2.8 Anthology Saga (Assíncrono + Eventual + Coreografia)
- Comunicação: Assíncrona
- Consistência: Eventual
- Coordenação: Coreografada
Vantagens
- Cada serviço reage a eventos, sem um orquestrador único.
- Alto desacoplamento, facilitando escalabilidade e evolução de cada parte.
- Especialmente útil em grandes ecossistemas de microserviços.
Desvantagens
- Difícil entendimento do estado global, pois cada serviço toma decisões sozinho.
- Compensações distribuídas exigem sólidos protocolos de evento e idempotência.
- Tempo de convergência para consistência pode ser longo.
Uso Típico
- Ambientes com muitos microserviços, onde a coordenação central seria inviável; cada parte se integra via mensageria com fluxos reativos.
3. Vantagens e Desafios Gerais das Sagas
3.1 Vantagens
- Evita 2PC (Two-Phase Commit) puro: Sagas são mais flexíveis, escaláveis e resilientes a falhas de rede.
- Modelo de “Confirma e Compensa”: Permite a cada serviço cometer transações localmente, revertendo apenas quando necessário.
- Maior Independência dos Serviços: Cada microserviço controla sua base de dados.
3.2 Desafios
- Coerência do Fluxo: Em qualquer padrão, é preciso design cuidadoso de compensações e rastreamento de estados.
- Observabilidade: Logs, tracing distribuído e correlação de eventos/requisições são fundamentais.
- Idempotência: Tanto serviços quanto compensações devem ser idempotentes, pois mensagens podem ser reenviadas ou chegar em outra ordem.

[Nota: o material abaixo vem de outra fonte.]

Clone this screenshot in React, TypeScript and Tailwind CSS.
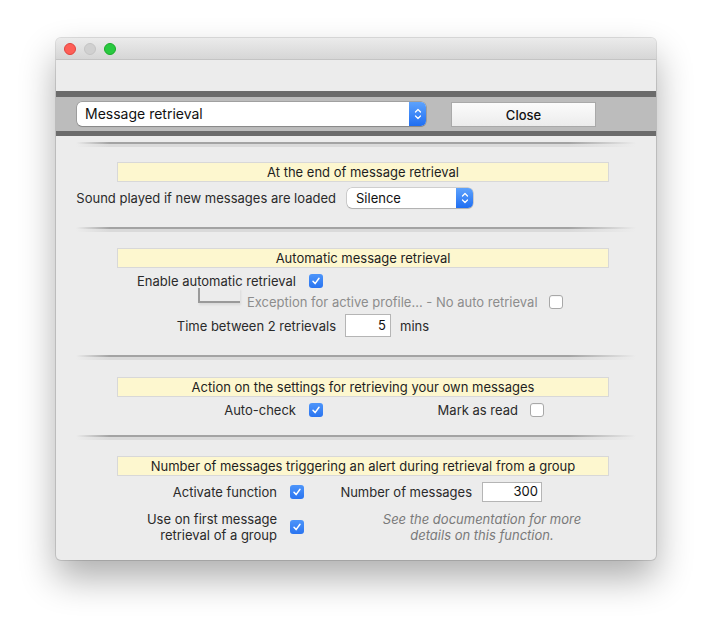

- Gerência de Falhas: Definir timeouts, retentativas e fallback para caso algum serviço fique indisponível.
4. Técnicas para Lidar com Sagas
- Idempotência e Identificadores Únicos
- Atribuir um
requestId
outransactionId
a cada ação, garantindo que replays ou duplicações não causem efeitos irreversíveis.
- Atribuir um
- Registro de Estados/Logs
- Orquestradores (ou cada serviço, no caso de coreografia) mantêm logs do que foi feito, facilitando a persistência do ponto de retomada se ocorrer falha no meio do processo.
- Timeout e Retentativas
- Em qualquer padrão (principalmente nos assíncronos), definir quantas vezes retentar se um serviço não responder, e por quanto tempo esperar (para evitar bloqueios).
- Circuit Breaker e Bulkhead
- Padrões de resiliência que impedem que a falha de um serviço arraste todo o sistema.
- Útil principalmente quando a comunicação é síncrona ou onde existe um orquestrador central, prevenindo cascata de erros.
- Observabilidade
- Ferramentas de log distribuído (ELK, Splunk), métricas (Prometheus, Grafana) e tracing (Jaeger, Zipkin) ajudam a identificar em qual etapa a Saga falhou, quais compensações foram acionadas etc.
- Testes de Chaos e Cenários de Falha
- Simular perda de rede, latência alta ou indisponibilidade parcial de serviços, validando se as compensações se comportam corretamente.
5. Conclusão
Cada padrão de Saga equilibra comunicação, consistência e coordenação de forma diferente, oferecendo vantagens em determinados contextos e impondo desafios específicos:
- Síncrona vs. Assíncrona: trade-off entre blocos e alta latência (síncrono) versus maior escalabilidade e complexidade de mensageria (assíncrono).
- Atômica vs. Eventual: “tudo ou nada” ou “confirma e compensa”? A atomicidade requer mais cuidado ou um pseudo-2PC; a consistência eventual tolera períodos de incoerência.
- Orquestrada vs. Coreografada: Um ponto central de controle facilita a compreensão, mas pode se tornar gargalo. A coreografia distribui a inteligência, demandando protocolos de evento mais robustos e dificultando a visibilidade global.
Escolher a abordagem depende da quantidade de serviços envolvidos, do nível de desacoplamento desejado, do grau de tolerância a estados intermediários e do esforço que a equipe de engenharia está disposta a empregar na orquestração ou na mensageria de eventos. Independentemente do padrão, idempotência, monitoramento, técnicas de compensação e testes de resiliência são essenciais para o sucesso das Sagas em ambientes de microserviços.